If the goal is to identify specific neighborhoods where artistic centers will grow, Currid-Halkett is undoubtedly correct. There are many idiosyncratic and contingent variables that have determined the specific locations where groups of artists have chosen to live and work. But if the goal is to predict at the broader level of the city, Currid-Halkett's examples actually highlight a systematic force influencing artists' decisions in choosing their locations. And it is one that might appear paradoxical. For in a world celebrated for rapid shifts in technique and style, and for the iconoclasm of its young geniuses, the geography of artistic innovation is profoundly conservative.

Simply put, important new artists are most likely to emerge in the same cities where important artists have emerged in the recent past. And even more narrowly, in recent decades important new artists have been most likely to emerge from the same academic institutions that have produced important artists in the past.

Examples can be drawn from the episodes Currid-Halkett described. Since the 1960s, the Yale School of Art has functioned as an artistic suburb of New York City, hiring established New York artists to teach aspiring artists who then tend to locate in New York. Robert Mangold, Nancy Graves, Richard Serra, Chuck Close, and Brice Marden all graduated from Yale in the '60s. They were followed by Martin Puryear and Peter Halley in the '70s, Ann Hamilton, John Currin, Jessica Stockholder, Lisa Yuskavage, Matthew Barney, and Maya Lin in the '80s, and Hilary Harkness, Ahmed Alsoudani, Kehinde Wiley, and Rosson Crow in the past two decades.
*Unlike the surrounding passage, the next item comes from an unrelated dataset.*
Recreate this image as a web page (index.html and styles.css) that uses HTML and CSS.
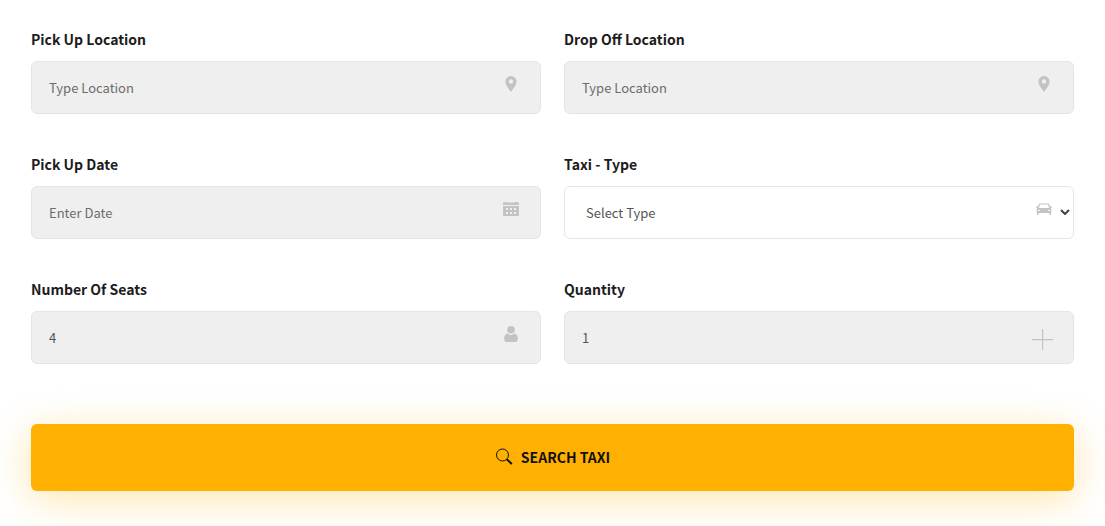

London's rolls of artistic scholars are no less impressive. Although he has been called a "hooligan genius" for his careful cultivation of the persona of a punk rock musician, during the '80s Damien Hirst--along with Sarah Lucas, Gary Hume, Matt Collishaw, Fiona Rae, Sam Taylor-Wood, and many others of the original Young British Artists--famously attended Goldsmiths College, where Lucian Freud and Bridget Riley had studied decades earlier. The similarly transgressive YBAs Jake and Dinos Chapman, Tracey Emin, Chris Ofili, and Gavin Turk all attended the Royal College of Art, which had earlier been the training ground for Peter Blake, David Hockney, R.B. Kitaj, Patrick Caulfield, Malcolm Morley, and Tony Cragg. Rachel Whiteread and Martin Creed attended London's Slade School of Fine Art, where they followed such earlier graduates as Richard Hamilton and Paula Rego.

Although the choices of these iconoclastic and irreverent young artists to attend these venerable and ancient institutions might appear odd, in reality they reflect the calculating pragmatism of ambitious young professionals who clearly understand the nature of contemporary advanced art. Today's young artists may appear to have no respect for the art of their predecessors, but in fact their highly conceptual innovations are based on careful academic study of art history. So for example Damien Hirst, who pretends to be an ignorant and irreverent enfant terrible, acknowledged that his breakthrough sculpture owed a direct debt to an earlier generation: "in my fly-killer piece [A Thousand Years, 1990], the lights were like Dan Flavin and the box was like Sol LeWitt." More generally, he explained that he and his peers all borrowed liberally from earlier art: "at a certain point everyone at Goldsmiths believed that rather than avoid taking directly, we could take from everybody... It was just getting all these influences and piling them together into our own thing."

The persistence of young artists in following the paths of their predecessors does not represent blind adherence to tradition, but rather a basic feature of the process by which artistic creativity occurs. Significant innovations in advanced art can only be made by artists who understand the practices they are changing or replacing. Apprenticeship with an established older artist is the surest route to this understanding. And the second key in the training of aspiring artistic innovators is the availability of talented like-minded artists of their own cohort with whom they can work to develop their art--collaborating, competing, and challenging each other. These relationships--between teacher and student, and among students--continue to occur face to face. It is these relationships that successful, established art schools promise to ambitious students. The critical role of these relationships in talented artists' careers appears to explain why, even in an era in which conceptual innovations diffuse rapidly over wide geographic areas, important artistic centers have continued to be few in number. And this is why the geography of artistic innovation has been a strong element of continuity in a world otherwise characterized by rapid and radical change.